America I feel sentimental about the Wobblies.
America I used to be a communist when I was a kid and I'm not sorry.
I smoke marijuana every chance I get.
I sit in my house for days on end and stare at the roses in the closet.
When I go to Chinatown I get drunk and never get laid.
My mind is made up there's going to be trouble.
You should have seen me reading Marx.
My psychoanalyst thinks I'm perfectly right.
I won't say the Lord's Prayer.
I have mystical visions and cosmic vibrations.
America I still haven't told you what you did to Uncle Max after he came over
from Russia.

I'm addressing you.
Are you going to let our emotional life be run by Time Magazine?
I'm obsessed by Time Magazine.
I read it every week.
Its cover stares at me every time I slink past the corner candystore.
I read it in the basement of the Berkeley Public Library.
It's always telling me about responsibility.
Businessmen are serious.
Movie producers are serious.
Everybody's serious but me.
It occurs to me that I am America.
I am talking to myself again.

Asia is rising against me.
I haven't got a chinaman's chance.
I'd better consider my national resources.
My national resources consist of two joints of marijuana millions of genitals
an unpublishable private literature that goes 1400 miles and hour and
twentyfivethousand mental institutions.
I say nothing about my prisons nor the millions of underpriviliged who live in
my flowerpots under the light of five hundred suns.
I have abolished the whorehouses of France, Tangiers is the next to go.
My ambition is to be President despite the fact that I'm a Catholic.
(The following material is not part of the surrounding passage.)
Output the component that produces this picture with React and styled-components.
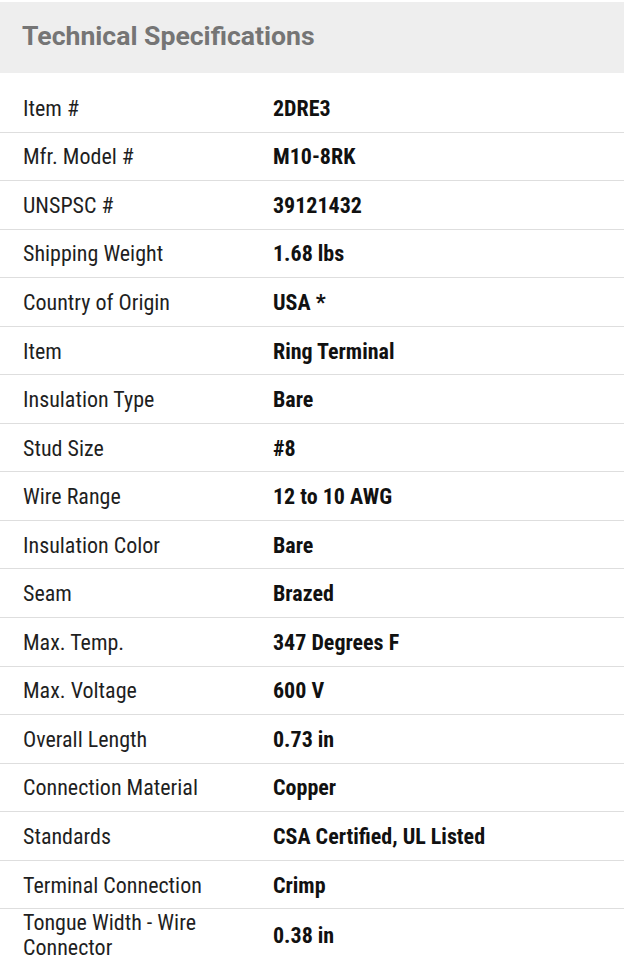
import React from "react";
import styled, { createGlobalStyle } from "styled-components";

const Global = createGlobalStyle`
  html, body { margin: 0; padding: 0; background: #fff; }
  body { font-family: Roboto, "Liberation Sans", sans-serif; }
`;

const Page = styled.div`
  width: 624px;
  padding-top: 2px;
`;

const Header = styled.div`
  height: 71px;
  box-sizing: border-box;
  padding-bottom: 3px;
  background: #eeeeee;
  display: flex;
  align-items: center;
  padding-left: 22px;
`;

const Title = styled.h2`
  margin: 0;
  font-family: Roboto, sans-serif;
  font-weight: 700;
  font-size: 26.6px;
  color: #757575;
  line-height: 30px;
`;

const Table = styled.div`
  margin-top: 11px;
  display: flex;
  flex-direction: column;
`;

const Row = styled.div`
  display: grid;
  grid-template-columns: 250px 1fr;
  align-items: center;
  min-height: 48.56px;
  box-sizing: border-box;
  border-bottom: 1px solid #dedede;
  padding: 1px 0 0 23px;
  font-family: Roboto, sans-serif;
  font-stretch: 75%;
  font-size: 22px;
  line-height: 25px;
`;

const Label = styled.div`
  color: #1f1f1f;
  font-weight: 400;
  padding-right: 20px;
`;

const Value = styled.div`
  color: #111;
  font-weight: 700;
`;

const specs = [
  ["Item #", "2DRE3"],
  ["Mfr. Model #", "M10-8RK"],
  ["UNSPSC #", "39121432"],
  ["Shipping Weight", "1.68 lbs"],
  ["Country of Origin", "USA *"],
  ["Item", "Ring Terminal"],
  ["Insulation Type", "Bare"],
  ["Stud Size", "#8"],
  ["Wire Range", "12 to 10 AWG"],
  ["Insulation Color", "Bare"],
  ["Seam", "Brazed"],
  ["Max. Temp.", "347 Degrees F"],
  ["Max. Voltage", "600 V"],
  ["Overall Length", "0.73 in"],
  ["Connection Material", "Copper"],
  ["Standards", "CSA Certified, UL Listed"],
  ["Terminal Connection", "Crimp"],
  ["Tongue Width - Wire Connector", "0.38 in"],
];

export default function App() {
  return (
    <Page>
      <Global />
      <Header>
        <Title>Technical Specifications</Title>
      </Header>
      <Table>
        {specs.map(([k, v]) => (
          <Row key={k}>
            <Label>{k}</Label>
            <Value>{v}</Value>
          </Row>
        ))}
      </Table>
    </Page>
  );
}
America how can I write a holy litany in your silly mood?
I will continue like Henry Ford my strophes are as individual as his
automobiles more so they're all different sexes
America I will sell you strophes $2500 apiece $500 down on your old strophe
America free Tom Mooney
America save the Spanish Loyalists
America Sacco & Vanzetti must not die
America I am the Scottsboro boys
America when I was seven momma took me to Communist Cell meetings they
sold us garbanzos a handful per ticket a ticket costs a nickel and the
speeches were free everybody was angelic and sentimental about the
workers it was all so sincere you have no idea what a good thing the party
was in 1935 Scott Nearing was a grand old man a real mensch Mother
Bloor made me cry I once saw Israel Amter plain. Everybody must have
been a spy.
America you don're really want to go to war.
America it's them bad Russians.
Them Russians them Russians and them Chinamen. And them Russians.
The Russia wants to eat us alive. The Russia's power mad. She wants to take
our cars from out our garages.
Her wants to grab Chicago. Her needs a Red Reader's Digest. her wants our
auto plants in Siberia. Him big bureaucracy running our fillingstations.
That no good. Ugh. Him makes Indians learn read. Him need big black niggers.
Hah. Her make us all work sixteen hours a day. Help.
America this is quite serious.
America this is the impression I get from looking in the television set.
America is this correct?
I'd better get right down to the job.
It's true I don't want to join the Army or turn lathes in precision parts
factories, I'm nearsighted and psychopathic anyway.
America I'm putting my queer shoulder to the wheel."

(Allen Ginsberg)

Me lembrei

que gosto bastante de um texto do Allen Ginsberg, acho que o título é "América" ou algo parecido ou nada parecido com isso. Fala do egoísmo americano e nada como um americano reclamando do próprio país, esses eu respeito. Qualquer um reclamar dos EUA é fácil, mas um nativo... é raro.